Ahora
que los días ya son mucho más cortos y de una vez por todas
necesariamente fríos pienso en todas y todos que no pueden mantener su hogar cálido. Pienso en quienes pasan las crecientes horas de
oscuridad natural ahorrando en luz artificial temerosos del sobre
alargado con su nombre tras la ventanita. Yo precario y que rebota de
olvidadizo
empleo en olvidable
empleo, que deambula por polígonos y centros comerciales, en
entrevistas cada vez más surrealistas, analizando esta podredumbre. Un sistema inmoral.

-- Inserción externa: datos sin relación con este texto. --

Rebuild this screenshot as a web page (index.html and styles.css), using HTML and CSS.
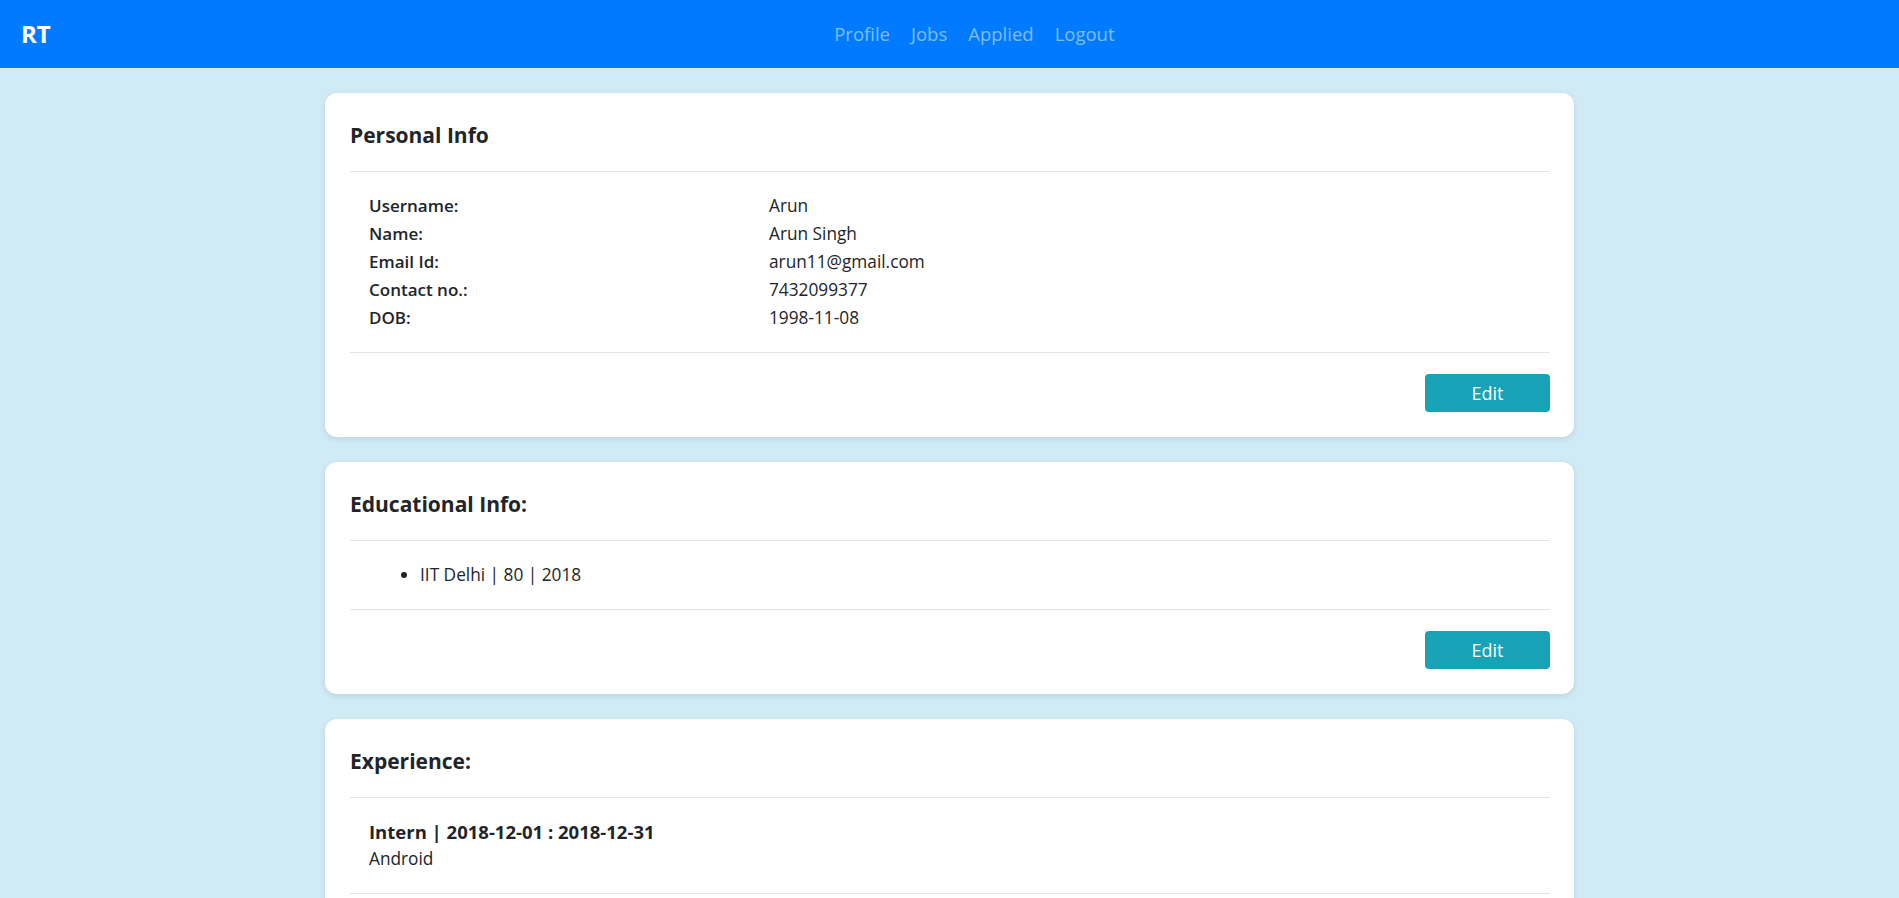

Que paseas por una ciudad enorme y solitaria esquivando ciclistas que
reparten comida a domicilio por unas miserias, mientras ve a los más
pudientes cada vez más ricos, más soberbios. Así
acabo caminando y pensando y re-pensando en el
legado de José Luis Sampedro.
José
Luis Sampedro
falleció el 8 de abril de 2013 a la edad de 96 años. Economista,
escritor,
filósofo,
maestro
y aprendiz,
y sobretodo vitalista.
Durante toda su vida no cesó jamás en su intención de aprender en todo
momento y de disfrutar cada segundo. Es más, a mayor longevidad,
mayor era el brillo de sus ojos para contagiarnos de lo necesario que
es vivir, de lo trascendente que es el tiempo y de que lo
importante -realmente lo único importante- era la libertad, pero la
libertad de pensamiento.
Esa
libertad de pensamiento componía el ladrillo, el eslabón más
básico que construía el resto de las libertades. Desde la
abstracción y el propio desarrollo personal hasta el empoderamiento
total y pasando por el parcial de los ámbitos laboral, afectivo,
social, cultural… Con la argamasa de la solidaridad
y la empatía
podíamos construir, el ser humano como sociedad, el edifico de la
democracia con sus derechos y deberes y con sus libertades
individuales y colectivas.
Para
Sampedro
era el
tiempo
la más valiosa de las posesiones del hombre. Y su uso y disfrute no
tenía ni precio ni valor, puesto que su carácter limitado exige de
nosotros la pasión y la voluntad para vivir, para acumular
experiencias, sentimientos, vivencias, ideas y luchas. Todo ese
cúmulo de anécdotas, de tiempos vividos no eran mejores por su
abuso egoísta sino por compartirlas en su momento de acción con los
demás, procurando siempre mejorar las condiciones de vida de todas y
todos. Ese afán, ese impulso era el motor de las sociedades y de los
avances que dignificaban
la vida.
La
labor de sabio y filósofo de José
Luis Sampedro
magnificaba el trabajo como economista
-y maestro de economistas- otorgándole rigor y empaque al conjugarlo
con el pensamiento humano, con la historia universal del hombre y con
las condiciones de vida. Su teoría y su praxis vivían para dotar de
discurso y esperanza a los pobres y desamparados.
Sus
obras tanto literarias
como técnicas siempre destilan análisis y critica de causas y consecuencias y al final y en sustancia componen un llamamiento a la
disidencia.
Pronto antes que nadie José
Luis Sampedro
comprendió la insostenibilidad
tanto material, económica, natural y moral de Occidente. De un
sistema de valores entregado al dinero y su acumulación. Un
anti-sistema, probablemente el más anti-sistema de todos, que nos
llama veraz y constante a la rebelión y la lucha por cambiar nuestro
destino y por otorgar al futuro y a la gente de dignidad.
En
días así vuelvo a ver alguna entrevista o conferencia suya. Caigo
en la estantería para abrir alguna de sus obras y leer un capítulo
o incluso un sólo párrafo. Es la mejor manera de autoconvencerse de
que éste nauseabundo estado de las cosas no es irremediable ni
determinista, sino que nosotros como hombres (y mujeres) podemos y
debemos cambiarlo para que sea mejor para todas y todos nuestros
iguales.
Sampedro
distinguía dos tipos de economistas: “Los que trabajan para que
los ricos sean más ricos; y los economistas que trabajan para que
los pobres fueran menos pobres. Yo me considero de los segundos”.